The fourth and most difficult group, the purple category, links CHESS, CORPORATION, DARTS and SURFER under the theme "They Have Boards." Each word pairs with "board" to form a distinct compound or phrase: a chessboard, a corporation's board of directors, a dartboard, and a surfboard. Multiple outlets flagged this as the toughest group of the day, noting that CHESS and DARTS almost too obviously suggest a "board game" theme on their own, which made it harder for some solvers to see that CORPORATION and SURFER belonged in the same group rather than forming a separate, unfinished category.
Why this puzzle proved trickier than it looked
Several puzzle writers covering Sunday's release pointed to specific words that functioned as red herrings, designed to send solvers down the wrong path before the real groupings became apparent. Words like PICK and STRAP, for instance, could plausibly belong to a general tools-or-clothing theme at first glance, while BEGIN and NOW might initially seem interchangeable with other simple action words elsewhere on the board, rather than locking into the "signals to commence" category specifically.

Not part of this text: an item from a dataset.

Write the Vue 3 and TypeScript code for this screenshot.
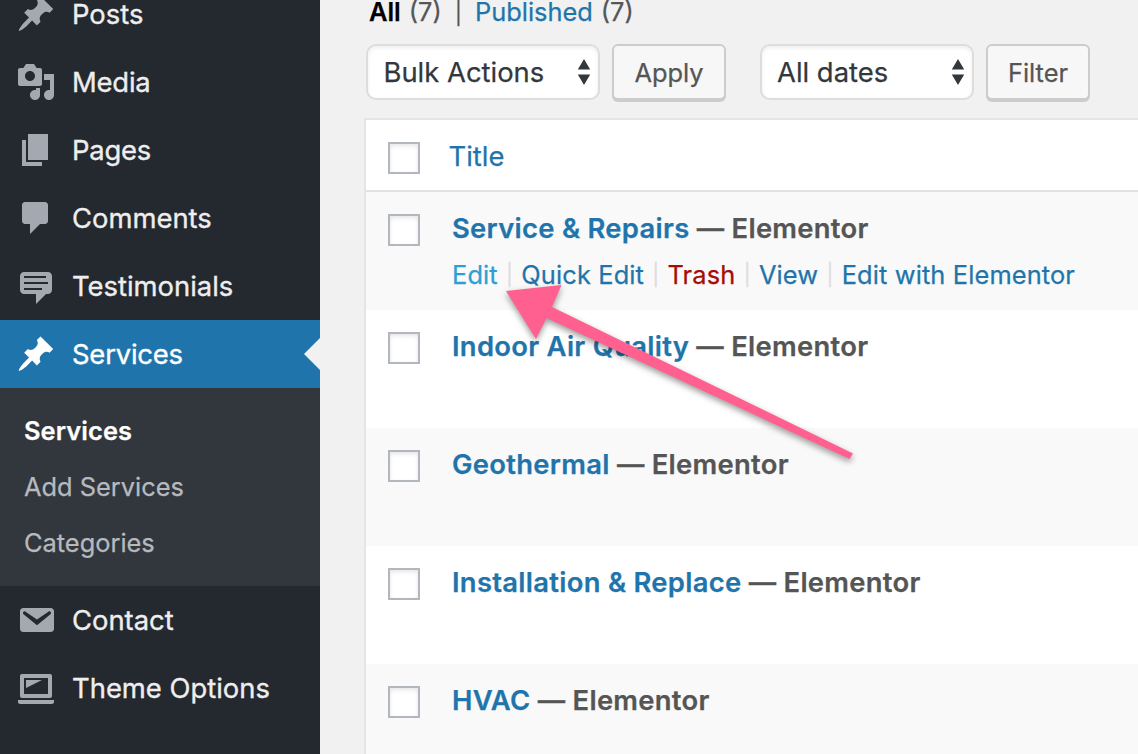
<script setup lang="ts">
interface MenuItem {
  label: string
  icon: string
  tight?: boolean
  current?: boolean
}

const pin =
  'M10.44 3.02l1.82-1.82 6.36 6.35-1.83 1.82c-1.05-.68-2.48-.57-3.41.36l-.75.75c-.92.93-1.04 2.35-.35 3.41l-1.83 1.82-2.41-2.41-2.8 2.79c-.42.42-3.38 2.71-3.8 2.29s1.86-3.39 2.28-3.81l2.79-2.79L4.1 9.36l1.83-1.82c1.05.69 2.48.57 3.4-.36l.75-.75c.93-.92 1.05-2.35.36-3.41z'

const topMenu: MenuItem[] = [
  { label: 'Posts', icon: pin },
  {
    label: 'Media',
    tight: true,
    icon: 'M13 11V4c0-.55-.45-1-1-1h-1.67L9 1H5L3.67 3H2c-.55 0-1 .45-1 1v7c0 .55.45 1 1 1h10c.55 0 1-.45 1-1zM7 4.5c1.38 0 2.5 1.12 2.5 2.5S8.38 9.5 7 9.5 4.5 8.38 4.5 7 5.62 4.5 7 4.5zM14 6h5v10.5c0 1.38-1.12 2.5-2.5 2.5S14 17.88 14 16.5s1.12-2.5 2.5-2.5c.17 0 .34.02.5.05V9h-3V6zm-4 8.05V13h2v3.5c0 1.38-1.12 2.5-2.5 2.5S7 17.88 7 16.5 8.12 14 9.5 14c.17 0 .34.02.5.05z',
  },
  { label: 'Pages', tight: true, icon: 'M6 15V2h10v13H6zm-1 1h8v2H3V5h2v11z' },
  {
    label: 'Comments',
    icon: 'M4.500 2h10c.83 0 1.500.67 1.500 1.500v8c0 .83-.67 1.500-1.500 1.500H12l-5 5v-5H4.500C3.670 13 3 12.330 3 11.500v-8C3 2.670 3.670 2 4.500 2z',
  },
  {
    label: 'Testimonials',
    icon: 'M4 3h12c.55 0 1.02.2 1.41.59S18 4.45 18 5v7c0 .55-.2 1.02-.59 1.41S16.55 14 16 14h-1l-5 5v-5H4c-.55 0-1.02-.2-1.41-.59S2 12.55 2 12V5c0-.55.2-1.02.59-1.41S3.45 3 4 3zm11 2H4v1h11V5zm1 3H4v1h12V8zm-3 3H4v1h9v-1z',
  },
  { label: 'Services', icon: pin, tight: true, current: true },
]

const submenu = ['Services', 'Add Services', 'Categories']

const bottomMenu: MenuItem[] = [
  {
    label: 'Contact',
    icon: 'M3.87 4h13.25C18.37 4 19 4.59 19 5.79v8.42c0 1.19-.63 1.79-1.88 1.79H3.87c-1.25 0-1.88-.6-1.88-1.79V5.79c0-1.2.63-1.79 1.88-1.79zm6.62 8.6l6.74-5.53c.24-.2.43-.66.13-1.07-.29-.41-.82-.42-1.17-.17l-5.7 3.86L4.8 5.83c-.35-.25-.88-.24-1.17.17-.3.41-.11.87.13 1.07z',
  },
  {
    label: 'Theme Options',
    icon: 'M3 3h14c.6 0 1 .4 1 1v10c0 .6-.4 1-1 1H3c-.6 0-1-.4-1-1V4c0-.6.4-1 1-1zm13 2H4v8h12V5zm-3 1H5v4zm6 11v-1H1v1c0 .6.5 1 1.1 1h15.8c.6 0 1.1-.4 1.1-1z',
  },
]

const rows = ['Service & Repairs', 'Indoor Air Quality', 'Geothermal', 'Installation & Replace', 'HVAC']

const actions = [
  { label: 'Edit', kind: 'hover' },
  { label: 'Quick Edit', kind: '' },
  { label: 'Trash', kind: 'trash' },
  { label: 'View', kind: '' },
  { label: 'Edit with Elementor', kind: '' },
]
</script>

<template>
  <div class="screen">
    <nav class="sidebar">
      <a v-for="item in topMenu" :key="item.label" class="item" :class="{ current: item.current, tight: item.tight }">
        <svg class="icon" viewBox="0 0 20 20"><path fill-rule="evenodd" :d="item.icon" /></svg>
        <span>{{ item.label }}</span>
      </a>
      <div class="submenu">
        <a v-for="(label, i) in submenu" :key="label" class="subitem" :class="{ active: i === 0 }">{{ label }}</a>
      </div>
      <a v-for="item in bottomMenu" :key="item.label" class="item">
        <svg class="icon" viewBox="0 0 20 20"><path fill-rule="evenodd" :d="item.icon" /></svg>
        <span>{{ item.label }}</span>
      </a>
    </nav>

    <main class="content">
      <div class="views">
        <b>All</b><span class="count">(7)</span><span class="bar">|</span><a class="link">Published</a><span class="count">(7)</span>
      </div>

      <div class="toolbar">
        <div class="select bulk">
          <span>Bulk Actions</span>
          <svg class="arrows" viewBox="0 0 14 26"><path d="M7 0l6.200 10.500H.8zM7 26l6.200-10.500H.8z" /></svg>
        </div>
        <button class="button apply">Apply</button>
        <div class="select dates">
          <span>All dates</span>
          <svg class="arrows" viewBox="0 0 14 26"><path d="M7 0l6.200 10.500H.8zM7 26l6.200-10.500H.8z" /></svg>
        </div>
        <button class="button filter">Filter</button>
      </div>

      <div class="table">
        <div class="head">
          <span class="check"></span>
          <a class="link heading">Title</a>
        </div>
        <div v-for="(title, i) in rows" :key="title" class="row">
          <span class="check"></span>
          <div class="cell">
            <div class="title"><a class="link">{{ title }}</a> — Elementor</div>
            <div v-if="i === 0" class="actions">
              <template v-for="(action, n) in actions" :key="action.label">
                <span v-if="n > 0" class="sep">|</span>
                <a class="link" :class="action.kind">{{ action.label }}</a>
              </template>
            </div>
          </div>
        </div>
      </div>
    </main>

    <svg class="pointer" viewBox="0 0 370 200">
      <path d="M10 11L65.500 5L56 27L357 173.500L353.500 179L50.500 38L40 59z" />
    </svg>
  </div>
</template>

<style>
body {
  margin: 0;
  overflow: hidden;
}
</style>

<style scoped>
.screen {
  position: relative;
  display: flex;
  width: 1138px;
  height: 754px;
  overflow: hidden;
  background: #f1f1f1;
  color: #555;
  font-family: Inter, 'Liberation Sans', sans-serif;
  -webkit-text-stroke: 0.25px currentColor;
}
.sidebar {
  width: 320px;
  flex: none;
  margin-top: -20px;
  background: #24282f;
}
.item {
  position: relative;
  display: flex;
  align-items: center;
  gap: 16px;
  height: 68px;
  padding-left: 16px;
  box-sizing: border-box;
  color: #eee;
  font-size: 27.4px;
  -webkit-text-stroke: 0.35px currentColor;
}
.tight {
  letter-spacing: -0.2px;
}
.icon {
  width: 40px;
  height: 40px;
  fill: #a4a9b1;
}
.current {
  background: #1f75ab;
  color: #fff;
}
.current .icon {
  fill: #fff;
}
.current::after {
  content: '';
  position: absolute;
  right: 0;
  top: 18px;
  border: 16px solid transparent;
  border-left: 0;
  border-right-color: #f1f1f1;
}
.submenu {
  padding: 15px 0;
  background: #32363d;
}
.subitem {
  display: block;
  height: 56px;
  padding-left: 24px;
  color: #b6babf;
  font-size: 25.4px;
  line-height: 56px;
}
.active {
  color: #fff;
  font-weight: 600;
  letter-spacing: 0.1px;
}
.content {
  flex: 1;
  min-width: 0;
  padding-left: 44px;
}
.link {
  color: #1f75ab;
}
.views {
  display: flex;
  height: 44px;
  padding-left: 5px;
  font-size: 25.4px;
  line-height: 23px;
}
.views b {
  color: #000;
  font-weight: 600;
}
.count {
  margin-left: 8px;
}
.bar {
  margin: 0 13px;
  font-size: 22px;
  line-height: 26px;
}
.toolbar {
  display: flex;
  align-items: flex-start;
  height: 74px;
  padding-left: 2px;
}
.select {
  display: flex;
  align-items: center;
  justify-content: space-between;
  height: 56px;
  padding: 0 7.5px 0 15.5px;
  box-sizing: border-box;
  border: 2px solid #ddd;
  border-radius: 10px;
  background: #fff;
  box-shadow: inset 0 2px 4px rgba(0, 0, 0, 0.07);
  color: #32373c;
  font-size: 27.4px;
}
.bulk {
  width: 234px;
}
.dates {
  width: 214px;
  margin-left: 34px;
  padding-left: 15px;
}
.arrows {
  width: 14px;
  height: 26px;
  fill: #32373c;
}
.button {
  height: 56px;
  margin: 0 0 0 12px;
  padding: 0;
  border: 2px solid #ccc;
  border-radius: 6px;
  background: #f7f7f7;
  box-shadow: 0 2px 0 #ccc;
  color: #555;
  font-family: inherit;
  font-size: 25.4px;
}
.apply {
  width: 114px;
}
.filter {
  width: 104px;
}
.table {
  border: 2px solid #e5e5e5;
  border-right: 0;
  background: #fff;
}
.head {
  display: flex;
  height: 70px;
  border-bottom: 2px solid #e1e1e1;
}
.heading {
  margin-left: 28.5px;
  font-size: 27.4px;
  line-height: 72px;
}
.row {
  display: flex;
  height: 118px;
}
.row:nth-child(even) {
  background: #f9f9f9;
}
.check {
  flex: none;
  width: 32px;
  height: 32px;
  margin: 22px 0 0 22px;
  box-sizing: border-box;
  border: 2px solid #b2b7bd;
  background: #fff;
  box-shadow: inset 0 2px 4px rgba(0, 0, 0, 0.1);
}
.cell {
  margin-left: 32px;
  white-space: nowrap;
}
.title {
  margin-top: 16px;
  font-size: 27.4px;
  font-weight: 600;
  letter-spacing: 0.29px;
  line-height: 40px;
}
.actions {
  display: flex;
  margin-top: 8px;
  font-size: 25.4px;
  letter-spacing: 0.13px;
  line-height: 38px;
}
.sep {
  width: 23.5px;
  color: #ddd;
  font-size: 21px;
  letter-spacing: 0;
  text-align: center;
}
.hover {
  color: #2e9fd4;
}
.trash {
  color: #a60c04;
}
.pointer {
  position: absolute;
  left: 496px;
  top: 280px;
  width: 370px;
  height: 200px;
  fill: #ff6090;
  filter: drop-shadow(0 3px 3px rgba(0, 0, 0, 0.4));
}
</style>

The purple group's wordplay was singled out repeatedly as the board's central challenge. One outlet advised that solvers stuck on a word like CORPORATION or SURFER should think about the noun that typically follows or defines its most recognizable feature, rather than relying on the word's basic, surface-level meaning, since that approach is what ultimately unlocks the "boards" connection.
Strategy tips for tackling today's puzzle and beyond
Puzzle guides accompanying Sunday's release offered several general strategies for approaching Connections more effectively. Players are generally advised to scan the board first for any obvious word pairs or shared meanings before committing to a full group of four, eliminate words that seem unrelated to any apparent theme early on, and stay alert for words capable of fitting more than one category, since the puzzle is deliberately constructed to include such overlaps. Saving the purple category for last is also a commonly recommended approach, since it can often be solved through process of elimination once the other three groups have been correctly identified.

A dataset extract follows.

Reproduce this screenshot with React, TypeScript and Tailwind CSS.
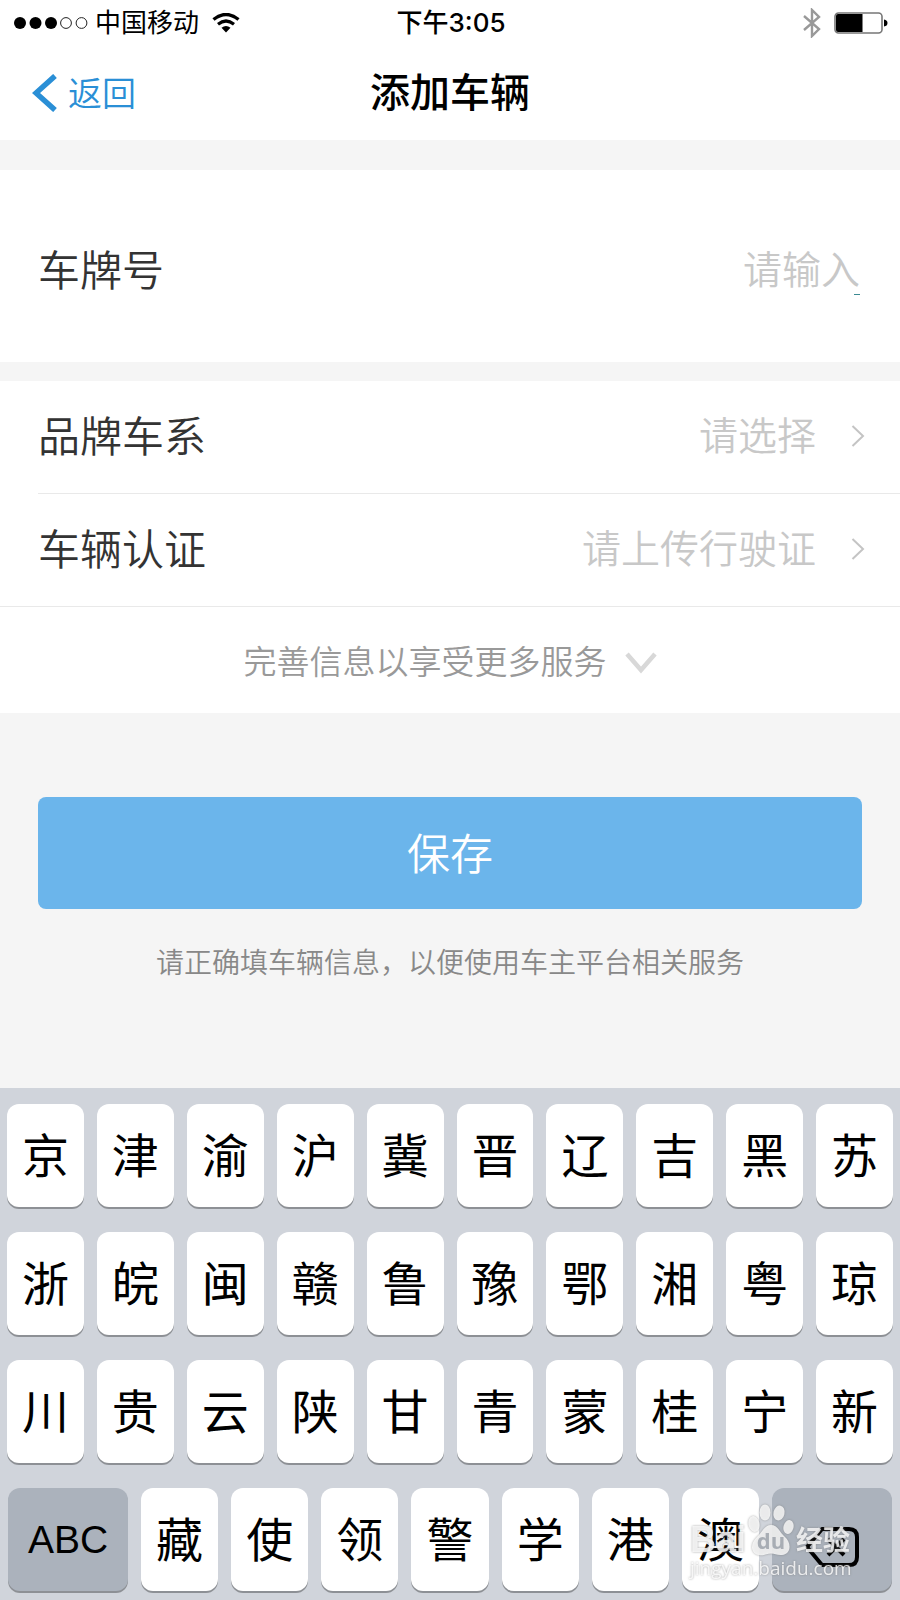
import React from "react";

const keyRows = ["京津渝沪冀晋辽吉黑苏", "浙皖闽赣鲁豫鄂湘粤琼", "川贵云陕甘青蒙桂宁新"];
const lastRow = "藏使领警学港澳";

function StatusBar() {
  return (
    <div className="grid h-[46px] grid-cols-3 items-center pr-3 pl-3.5 text-[26px] leading-11 text-black">
      <div className="flex items-center gap-[7px]">
        <svg width="74" height="14" viewBox="0 0 74 14">
          <circle cx="6" cy="7" r="6" />
          <circle cx="21.5" cy="7" r="6" />
          <circle cx="37" cy="7" r="6" />
          <circle cx="52" cy="7" r="5.4" fill="none" stroke="#222" />
          <circle cx="67.5" cy="7" r="5.4" fill="none" stroke="#222" />
        </svg>
        <span>中国移动</span>
        <svg className="ml-1.5" width="28" height="20" viewBox="0 0 28 20" fill="none" stroke="#000">
          <path d="M1.5 6.5Q14 -3.5 26.5 6.5" strokeWidth="3.4" />
          <path d="M6 11.2Q14 4.8 22 11.2" strokeWidth="3.2" />
          <path d="M9.5 14.8Q14 11.2 18.5 14.8L14 19.5Z" fill="#000" stroke="none" />
        </svg>
      </div>
      <div className="text-center font-medium">下午3:05</div>
      <div className="flex items-center justify-end gap-3">
        <svg width="20" height="30" viewBox="0 0 20 30" fill="none" stroke="#999" strokeWidth="2.4">
          <path d="M2 8L17 21L10 28V2L17 9L2 22" />
        </svg>
        <svg width="54" height="24" viewBox="0 0 54 24">
          <rect x="1" y="2" width="47" height="20" rx="3.5" fill="#fff" stroke="#777" strokeWidth="1.6" />
          <path d="M4 3H28.5V21H4Q2 21 2 19V5Q2 3 4 3Z" />
          <path d="M50 8.5Q53.5 9 53.5 12T50 15.5Z" />
        </svg>
      </div>
    </div>
  );
}

function ArrowRight() {
  return (
    <svg width="14" height="24" viewBox="0 0 14 24" fill="none" stroke="#c4c4c4" strokeWidth="2">
      <path d="M1.5 2L12 12L1.5 22" />
    </svg>
  );
}

function PickerRow({ label, hint }: { label: string; hint: string }) {
  return (
    <button type="button" className="flex h-28 w-full items-center pr-[35px] pb-0.5 text-left">
      <span className="flex-1 text-[42px] font-[350] text-[#333]">{label}</span>
      <span className="mr-[35px] text-[39px] font-[350] text-[#c8c8c8]">{hint}</span>
      <ArrowRight />
    </button>
  );
}

function Key({ children }: { children: React.ReactNode }) {
  return (
    <button
      type="button"
      className="h-[103px] min-w-0 flex-1 rounded-xl bg-white text-[47px] leading-none text-black shadow-[0_2px_0_#8d9095]"
    >
      {children}
    </button>
  );
}

function Watermark() {
  return (
    <div className="pointer-events-none absolute right-[50px] bottom-5 w-40 font-['Open_Sans','Noto_Sans_CJK_SC',sans-serif] text-white/80 drop-shadow-[0_0_1px_#777c]">
      <div className="flex items-end justify-between">
        <span className="font-['Liberation_Sans'] text-[36px] leading-8 font-bold">Bai</span>
        <svg width="46" height="52" viewBox="0 0 46 52" fill="#fff" fillOpacity="0.8">
          <ellipse cx="6" cy="20" rx="5.5" ry="8" transform="rotate(-12 6 20)" />
          <ellipse cx="17" cy="8.5" rx="5.5" ry="8" />
          <ellipse cx="31" cy="9" rx="5.5" ry="7.5" transform="rotate(12 31 9)" />
          <ellipse cx="40.5" cy="23" rx="5" ry="7" transform="rotate(15 40.5 23)" />
          <path d="M23 21C30 21 32 29 37 33C43 38 44 50 34 51C29 51.5 27 49.5 23 49.5S16 52 11 51C1 49 3 38 9 33C14 29 16 21 23 21Z" />
          <text x="23" y="45" fontSize="22" fontWeight="700" textAnchor="middle" fill="#999fa8">
            du
          </text>
        </svg>
        <span className="text-[27px] leading-8 font-bold">经验</span>
      </div>
      <div className="text-[19px] leading-6">jingyan.baidu.com</div>
    </div>
  );
}

function Keyboard() {
  return (
    <div className="relative flex flex-col gap-[25px] bg-[#d0d4db] pt-4 pb-[9px]">
      {keyRows.map((row) => (
        <div key={row} className="flex gap-[13px] px-[7px]">
          {row.split("").map((char) => (
            <Key key={char}>{char}</Key>
          ))}
        </div>
      ))}
      <div className="flex gap-[13px] px-2">
        <button
          type="button"
          className="w-[120px] rounded-xl bg-[#abb2bc] pt-0.5 font-['Liberation_Sans'] text-[39px] text-black shadow-[0_2px_0_#8d9095]"
        >
          ABC
        </button>
        {lastRow.split("").map((char) => (
          <Key key={char}>{char}</Key>
        ))}
        <button
          type="button"
          aria-label="删除"
          className="flex w-[120px] items-center justify-center rounded-xl bg-[#abb2bc] pt-3.5 shadow-[0_2px_0_#8d9095]"
        >
          <svg width="54" height="40" viewBox="0 0 54 40" fill="none" stroke="#000" strokeWidth="4">
            <path d="M17 2H44Q52 2 52 10V30Q52 38 44 38H17L2 20Z" strokeLinejoin="round" />
            <path d="M23 12L39 28M39 12L23 28" />
          </svg>
        </button>
      </div>
      <Watermark />
    </div>
  );
}

export default function App() {
  return (
    <div className="flex min-h-screen flex-col bg-[#f5f5f5] font-['Inter','Noto_Sans_CJK_SC',sans-serif]">
      <header className="bg-white">
        <StatusBar />
        <div className="grid h-[94px] grid-cols-3 items-center px-8">
          <button type="button" className="flex items-center gap-2.5 text-[34px] font-[350] text-[#2a8fd6]">
            <svg width="26" height="38" viewBox="0 0 26 38" fill="none" stroke="#2a8fd6" strokeWidth="5.5">
              <path d="M23 2L4 19L23 36" />
            </svg>
            返回
          </button>
          <h1 className="text-center text-[40px] font-medium text-black">添加车辆</h1>
        </div>
      </header>

      <main className="flex-1">
        <div className="mt-[30px] flex h-48 items-center bg-white pt-2 pr-10 pl-[38px]">
          <label htmlFor="plate" className="text-[42px] font-[350] text-[#333]">
            车牌号
          </label>
          <div className="relative min-w-0 flex-1">
            <input
              id="plate"
              placeholder="请输入"
              className="w-full text-right text-[39px] font-[350] text-[#333] outline-none placeholder:text-[#c8c8c8]"
            />
            <span className="absolute right-0 bottom-1 h-px w-1.5 bg-[#3b8a92]" />
          </div>
        </div>

        <div className="mt-[19px] bg-white">
          <div className="pl-[38px]">
            <PickerRow label="品牌车系" hint="请选择" />
            <div className="h-px bg-[#e9e9e9]" />
            <PickerRow label="车辆认证" hint="请上传行驶证" />
          </div>
          <button
            type="button"
            className="flex h-[107px] w-full items-center justify-center gap-[18px] border-t border-[#e9e9e9] pt-1.5 text-[33px] font-[350] text-[#999]"
          >
            完善信息以享受更多服务
            <svg width="32" height="22" viewBox="0 0 32 22" fill="none" stroke="#d8d8d8" strokeWidth="4.5">
              <path d="M2 2L16 18L30 2" />
            </svg>
          </button>
        </div>

        <div className="px-[38px] pt-[84px] text-center">
          <button type="button" className="h-28 w-full rounded-lg bg-[#6bb5eb] pt-0.5 text-[43px] font-[350] text-white">
            保存
          </button>
          <p className="mt-8 text-[28px] leading-11 font-[350] text-[#888]">
            请正确填车辆信息，以便使用车主平台相关服务
          </p>
        </div>
      </main>

      <Keyboard />
    </div>
  );
}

A new Connections puzzle goes live at midnight local time for each player's specific time zone, meaning solvers in different parts of the world are frequently working through different numbered puzzles at any given moment. Players looking to keep their streaks alive can also find daily coverage of the Times' broader puzzle lineup, including Wordle, the Mini Crossword, Strands, and the sports-focused Connections variant, each of which resets on its own midnight schedule and offers a distinct daily test of vocabulary, pattern recognition and lateral thinking.
For those who came up short on Sunday's puzzle, Puzzle #1113 adds one more entry to an archive that continues to grow by the day, with Monday's edition, Puzzle #1114, set to bring an entirely new set of 16 words and four fresh categories for solvers to untangle.